• [Your objective]: Copy out all the lines in the records that include the word "this".

[Code that builds pages]
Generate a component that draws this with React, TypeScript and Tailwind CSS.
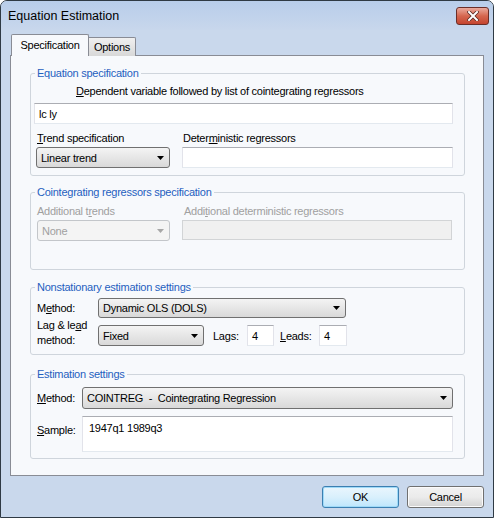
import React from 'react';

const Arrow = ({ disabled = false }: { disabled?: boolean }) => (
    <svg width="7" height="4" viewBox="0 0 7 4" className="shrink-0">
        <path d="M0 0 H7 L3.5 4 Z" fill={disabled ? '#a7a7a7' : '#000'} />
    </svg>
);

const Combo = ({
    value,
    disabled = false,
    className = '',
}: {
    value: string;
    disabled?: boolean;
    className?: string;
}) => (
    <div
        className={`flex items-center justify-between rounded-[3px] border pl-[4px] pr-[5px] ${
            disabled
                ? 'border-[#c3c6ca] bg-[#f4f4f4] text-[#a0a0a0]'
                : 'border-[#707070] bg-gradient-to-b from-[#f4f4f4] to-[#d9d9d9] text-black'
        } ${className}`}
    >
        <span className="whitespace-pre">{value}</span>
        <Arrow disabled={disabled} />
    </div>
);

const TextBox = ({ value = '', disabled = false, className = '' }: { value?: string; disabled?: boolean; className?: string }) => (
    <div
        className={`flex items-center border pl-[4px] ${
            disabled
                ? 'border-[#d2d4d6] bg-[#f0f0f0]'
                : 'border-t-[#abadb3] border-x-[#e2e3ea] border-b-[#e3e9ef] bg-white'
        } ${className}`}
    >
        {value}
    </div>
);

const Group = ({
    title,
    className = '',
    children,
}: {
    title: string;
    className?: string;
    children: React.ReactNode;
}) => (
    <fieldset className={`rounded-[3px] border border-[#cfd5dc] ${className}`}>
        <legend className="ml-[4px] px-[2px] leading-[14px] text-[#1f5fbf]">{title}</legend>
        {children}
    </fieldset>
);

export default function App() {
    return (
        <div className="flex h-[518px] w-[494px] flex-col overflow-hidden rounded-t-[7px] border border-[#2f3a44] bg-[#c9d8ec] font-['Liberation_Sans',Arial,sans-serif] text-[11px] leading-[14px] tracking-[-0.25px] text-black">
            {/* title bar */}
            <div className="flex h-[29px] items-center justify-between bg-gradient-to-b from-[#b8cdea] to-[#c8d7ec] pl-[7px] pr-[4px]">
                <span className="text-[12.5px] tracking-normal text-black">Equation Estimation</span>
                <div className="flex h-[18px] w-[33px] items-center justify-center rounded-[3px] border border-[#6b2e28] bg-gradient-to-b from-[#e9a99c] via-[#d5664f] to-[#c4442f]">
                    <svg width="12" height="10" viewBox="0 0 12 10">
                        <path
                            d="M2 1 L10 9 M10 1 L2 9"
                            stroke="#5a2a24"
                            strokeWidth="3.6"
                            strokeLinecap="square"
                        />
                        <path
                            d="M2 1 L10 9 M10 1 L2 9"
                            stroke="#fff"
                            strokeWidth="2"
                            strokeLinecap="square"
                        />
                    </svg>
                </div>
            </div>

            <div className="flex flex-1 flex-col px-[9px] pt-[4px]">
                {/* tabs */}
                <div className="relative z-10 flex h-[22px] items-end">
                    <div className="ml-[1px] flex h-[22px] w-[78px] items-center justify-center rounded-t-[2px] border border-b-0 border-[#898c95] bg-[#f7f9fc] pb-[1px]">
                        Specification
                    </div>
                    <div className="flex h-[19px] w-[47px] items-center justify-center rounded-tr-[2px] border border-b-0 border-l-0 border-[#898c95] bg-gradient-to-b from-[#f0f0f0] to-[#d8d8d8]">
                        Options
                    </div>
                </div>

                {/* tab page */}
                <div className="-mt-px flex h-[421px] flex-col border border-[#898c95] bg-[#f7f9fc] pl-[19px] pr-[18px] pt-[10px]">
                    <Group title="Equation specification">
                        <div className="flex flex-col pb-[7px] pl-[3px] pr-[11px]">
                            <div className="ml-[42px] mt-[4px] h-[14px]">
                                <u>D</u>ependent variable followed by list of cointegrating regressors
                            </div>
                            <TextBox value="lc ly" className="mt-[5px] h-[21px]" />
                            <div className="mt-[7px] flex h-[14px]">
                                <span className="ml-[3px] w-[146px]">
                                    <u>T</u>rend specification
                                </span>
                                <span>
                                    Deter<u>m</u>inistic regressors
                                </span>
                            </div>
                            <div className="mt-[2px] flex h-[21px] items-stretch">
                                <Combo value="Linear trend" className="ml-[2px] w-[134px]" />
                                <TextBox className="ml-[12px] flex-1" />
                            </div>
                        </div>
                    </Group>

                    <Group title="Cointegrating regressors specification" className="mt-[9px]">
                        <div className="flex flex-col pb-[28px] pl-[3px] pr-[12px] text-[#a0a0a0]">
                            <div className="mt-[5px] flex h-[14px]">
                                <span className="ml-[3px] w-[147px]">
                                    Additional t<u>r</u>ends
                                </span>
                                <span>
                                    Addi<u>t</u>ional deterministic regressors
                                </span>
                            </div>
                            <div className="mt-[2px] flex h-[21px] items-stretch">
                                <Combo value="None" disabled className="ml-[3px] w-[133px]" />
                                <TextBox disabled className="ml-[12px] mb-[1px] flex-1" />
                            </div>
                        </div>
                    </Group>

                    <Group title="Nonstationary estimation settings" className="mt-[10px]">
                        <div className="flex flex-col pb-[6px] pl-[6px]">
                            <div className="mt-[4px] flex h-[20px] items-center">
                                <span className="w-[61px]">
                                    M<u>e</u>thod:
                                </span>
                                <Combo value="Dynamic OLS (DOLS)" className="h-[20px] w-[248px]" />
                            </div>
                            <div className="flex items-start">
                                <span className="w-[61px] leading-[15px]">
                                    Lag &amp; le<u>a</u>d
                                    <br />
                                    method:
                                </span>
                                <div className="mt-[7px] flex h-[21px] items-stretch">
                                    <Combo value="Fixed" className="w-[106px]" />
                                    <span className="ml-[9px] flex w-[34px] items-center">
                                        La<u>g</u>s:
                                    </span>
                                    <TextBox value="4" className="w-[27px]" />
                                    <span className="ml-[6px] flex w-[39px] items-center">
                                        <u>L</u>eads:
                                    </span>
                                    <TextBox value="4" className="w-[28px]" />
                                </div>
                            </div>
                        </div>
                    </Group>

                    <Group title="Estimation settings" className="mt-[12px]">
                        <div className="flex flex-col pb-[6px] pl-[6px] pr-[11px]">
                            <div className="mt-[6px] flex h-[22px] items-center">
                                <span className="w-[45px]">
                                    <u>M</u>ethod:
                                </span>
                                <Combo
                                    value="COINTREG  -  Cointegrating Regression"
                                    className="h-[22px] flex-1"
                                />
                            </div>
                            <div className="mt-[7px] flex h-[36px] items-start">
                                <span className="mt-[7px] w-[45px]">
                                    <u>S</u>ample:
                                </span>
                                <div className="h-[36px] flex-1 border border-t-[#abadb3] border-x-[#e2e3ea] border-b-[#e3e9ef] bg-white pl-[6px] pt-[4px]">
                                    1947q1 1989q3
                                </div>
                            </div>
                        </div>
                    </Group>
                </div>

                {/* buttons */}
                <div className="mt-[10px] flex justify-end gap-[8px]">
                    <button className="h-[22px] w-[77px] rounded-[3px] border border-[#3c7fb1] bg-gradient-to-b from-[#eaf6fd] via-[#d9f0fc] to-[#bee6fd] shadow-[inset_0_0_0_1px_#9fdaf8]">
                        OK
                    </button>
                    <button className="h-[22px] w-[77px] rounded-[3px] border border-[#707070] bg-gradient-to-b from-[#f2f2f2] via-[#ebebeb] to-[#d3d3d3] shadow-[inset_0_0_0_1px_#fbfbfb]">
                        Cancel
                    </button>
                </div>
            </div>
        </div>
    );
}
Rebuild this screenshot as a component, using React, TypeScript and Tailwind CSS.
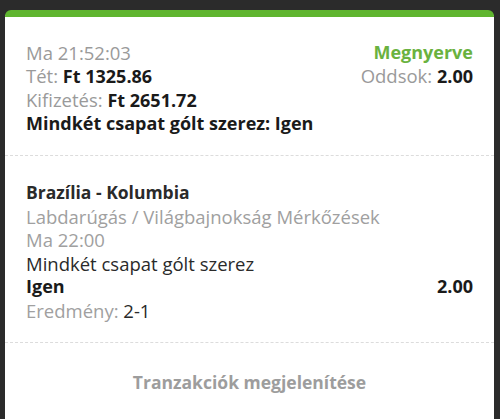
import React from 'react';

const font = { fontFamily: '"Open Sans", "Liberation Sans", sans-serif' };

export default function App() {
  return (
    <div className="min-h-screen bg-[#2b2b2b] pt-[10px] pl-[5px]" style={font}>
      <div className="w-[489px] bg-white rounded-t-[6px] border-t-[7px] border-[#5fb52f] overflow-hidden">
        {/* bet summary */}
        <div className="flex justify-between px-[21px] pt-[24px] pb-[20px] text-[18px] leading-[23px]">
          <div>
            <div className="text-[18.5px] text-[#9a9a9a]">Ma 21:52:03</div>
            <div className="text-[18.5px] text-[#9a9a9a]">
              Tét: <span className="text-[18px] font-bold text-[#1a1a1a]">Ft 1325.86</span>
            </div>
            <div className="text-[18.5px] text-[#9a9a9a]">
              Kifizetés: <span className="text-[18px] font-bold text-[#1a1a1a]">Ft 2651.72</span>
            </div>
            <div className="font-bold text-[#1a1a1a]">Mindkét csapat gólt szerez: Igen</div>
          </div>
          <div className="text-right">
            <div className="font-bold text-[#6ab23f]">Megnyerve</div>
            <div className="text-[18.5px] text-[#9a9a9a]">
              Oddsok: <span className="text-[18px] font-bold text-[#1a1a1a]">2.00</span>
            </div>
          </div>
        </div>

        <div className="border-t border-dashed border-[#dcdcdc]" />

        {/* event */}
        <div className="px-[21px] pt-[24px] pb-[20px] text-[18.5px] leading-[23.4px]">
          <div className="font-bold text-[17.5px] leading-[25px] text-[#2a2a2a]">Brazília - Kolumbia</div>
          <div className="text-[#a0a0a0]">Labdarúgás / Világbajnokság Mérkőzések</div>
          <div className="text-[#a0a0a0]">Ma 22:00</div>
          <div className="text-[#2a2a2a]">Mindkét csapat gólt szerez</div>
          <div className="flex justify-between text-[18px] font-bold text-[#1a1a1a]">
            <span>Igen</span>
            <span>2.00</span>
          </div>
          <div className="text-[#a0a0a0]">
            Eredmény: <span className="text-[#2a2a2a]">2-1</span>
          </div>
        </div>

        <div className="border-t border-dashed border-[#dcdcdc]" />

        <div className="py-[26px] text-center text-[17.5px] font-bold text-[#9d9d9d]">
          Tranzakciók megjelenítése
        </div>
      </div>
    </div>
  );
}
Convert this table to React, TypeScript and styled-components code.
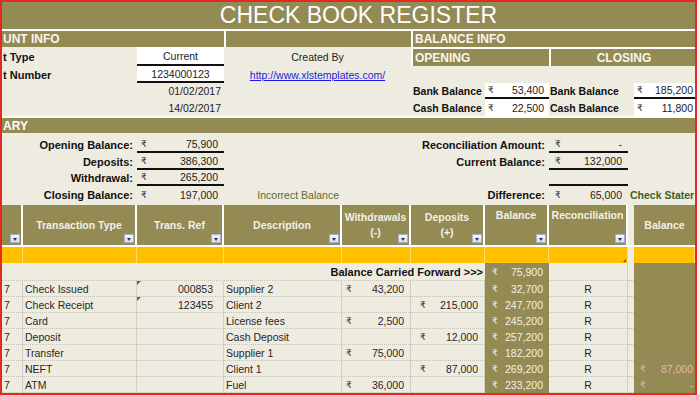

• [Task result]:
Generate a component that draws this with React, TypeScript and Tailwind CSS.
Rebuild this screenshot as a component, using React, TypeScript and Tailwind CSS.
Convert this table to React, TypeScript and styled-components code.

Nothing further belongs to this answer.